January 10, 2010 - Terry Allen

"Finding one particular thing at one particular time, then letting a world accumulate around it, in rough contingency, nothing quite fitting or not fitting." This is how Dave Hickey describes the work of artist and singer-songwriter Terry Allen, who creates works that proliferate into a constellation of genres as he revisits and revises his original inspirations. A painting may lead to a sculpture, which morphs into a song that takes on many voices and becomes a theatre piece or video installation. Yet, in Allen's endlessly evolving art, "nothing that you might actually see in the world is depicted, nothing is even surreal, because surrealism infers a starting point in reality. The songs are sung by disembodied voices. The stories are told by voices with regional accents. The drawings are drawn because otherwise we could not see what they are about, so they are better read as heraldry, or glyphs, or typologies than anything like pictures."
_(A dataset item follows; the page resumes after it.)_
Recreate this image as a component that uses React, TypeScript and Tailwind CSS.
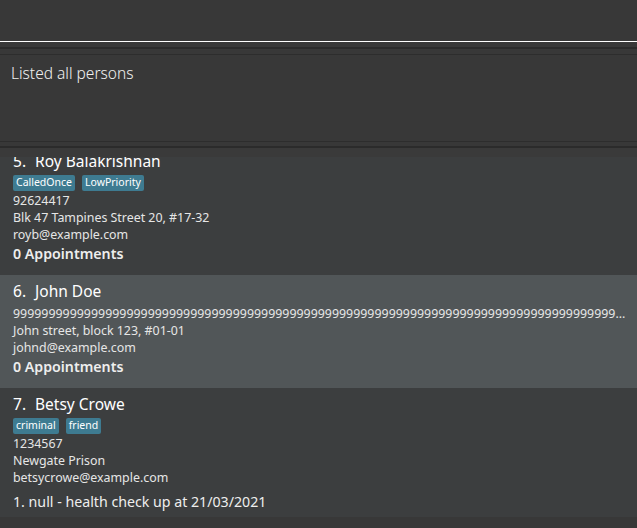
const people = [
  {
    idx: 5,
    name: "Roy Balakrishnan",
    tags: ["CalledOnce", "LowPriority"],
    phone: "92624417",
    address: "Blk 47 Tampines Street 20, #17-32",
    email: "royb@example.com",
    appts: [] as string[],
  },
  {
    idx: 6,
    name: "John Doe",
    tags: [] as string[],
    phone: "9".repeat(160),
    address: "John street, block 123, #01-01",
    email: "johnd@example.com",
    appts: [] as string[],
  },
  {
    idx: 7,
    name: "Betsy Crowe",
    tags: ["criminal", "friend"],
    phone: "1234567",
    address: "Newgate Prison",
    email: "betsycrowe@example.com",
    appts: ["1. null - health check up at 21/03/2021"],
  },
];

function PersonCard({ p, even }: { p: (typeof people)[number]; even: boolean }) {
  return (
    <div className={`flex flex-col pl-[13px] pr-[5px] pt-[7px] ${even ? "bg-[#515658]" : "bg-[#3c3e3f]"} ${p.appts.length ? "pb-[5px]" : "pb-[11px]"}`}>
      <div className="flex h-[20px] items-center gap-[9px] text-[15.5px] text-white">
        <span>{p.idx}.</span>
        <span>{p.name}</span>
      </div>
      {p.tags.length > 0 && (
        <div className="mt-[3px] flex gap-[7px]">
          {p.tags.map((t) => (
            <span key={t} className="flex h-[16px] items-center rounded-[2px] bg-[#3e7b91] px-[3px] text-[10.5px] text-white">
              {t}
            </span>
          ))}
        </div>
      )}
      <div className={`flex flex-col text-[12.4px] leading-[17px] text-[#e6e6e6] ${p.tags.length ? "mt-[1px]" : "mt-[3px]"}`}>
        <span className="truncate">{p.phone}</span>
        <span>{p.address}</span>
        <span>{p.email}</span>
      </div>
      {p.appts.length ? (
        <div className="mt-[6px] flex h-[20px] items-center text-[14.2px] text-[#eeeeee]">
          {p.appts[0]}
        </div>
      ) : (
        <div className="mt-[1px] flex h-[20px] items-center text-[14.2px] font-semibold text-[#eeeeee]">
          0 Appointments
        </div>
      )}
    </div>
  );
}

export default function App() {
  return (
    <div className="flex h-[528px] w-[637px] flex-col overflow-hidden bg-[#383838] font-['Noto_Sans',sans-serif]">
      <div className="h-[41px] shrink-0" />
      <div className="h-[1px] shrink-0 bg-white" />
      <div className="h-[5px] shrink-0" />
      <div className="h-[2px] shrink-0 bg-[#2b2b2b]" />
      <div className="h-[5px] shrink-0" />
      <div className="h-[1px] shrink-0 bg-[#2d2d2d]" />
      <div className="h-[86px] shrink-0 px-[11px] pt-[7px] text-[15.5px] font-light text-[#f0f0f0]">
        Listed all persons
      </div>
      <div className="h-[1px] shrink-0 bg-[#2d2d2d]" />
      <div className="h-[4px] shrink-0" />
      <div className="h-[2px] shrink-0 bg-[#2b2b2b]" />
      <div className="h-[9px] shrink-0 bg-[#3a3a3a]" />
      <div className="flex-1 overflow-hidden">
        <div className="-mt-[12px] flex flex-col">
          {people.map((p, i) => (
            <PersonCard key={p.idx} p={p} even={i % 2 === 1} />
          ))}
        </div>
      </div>
    </div>
  );
}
Terry Allen is the first comprehensive retrospective of this prolific artist's work. It opens with a previously unpublished celebration of Allen by Dave Hickey, then covers his three largest and most important series—JUAREZ, with critical commentary by Dave Hickey; RING, with commentary by Marcia Tucker; and YOUTH IN ASIA, with an interview of Terry Allen and commentary by Dave Hickey. It also explores Allen's other significant visual works—installations, public works and bronzes, and sculpture and works on paper. Highlighting an equally important part of the artist's oeuvre, Michael Ventura provides an insightful discussion of Allen's music. More than two hundred color and black-and-white images flow in and around the texts, providing a sweeping visual gallery of Allen's work in which, as Hickey observes, "not only are there no happy endings. There are no endings."

Terry Allen By Terry Allen includes texts by Dave Hickey, essays by Marcia Tucker and Michael Ventura, and more than 200 superb illustrations. Hardcover, 10 x 12 | 312 pp.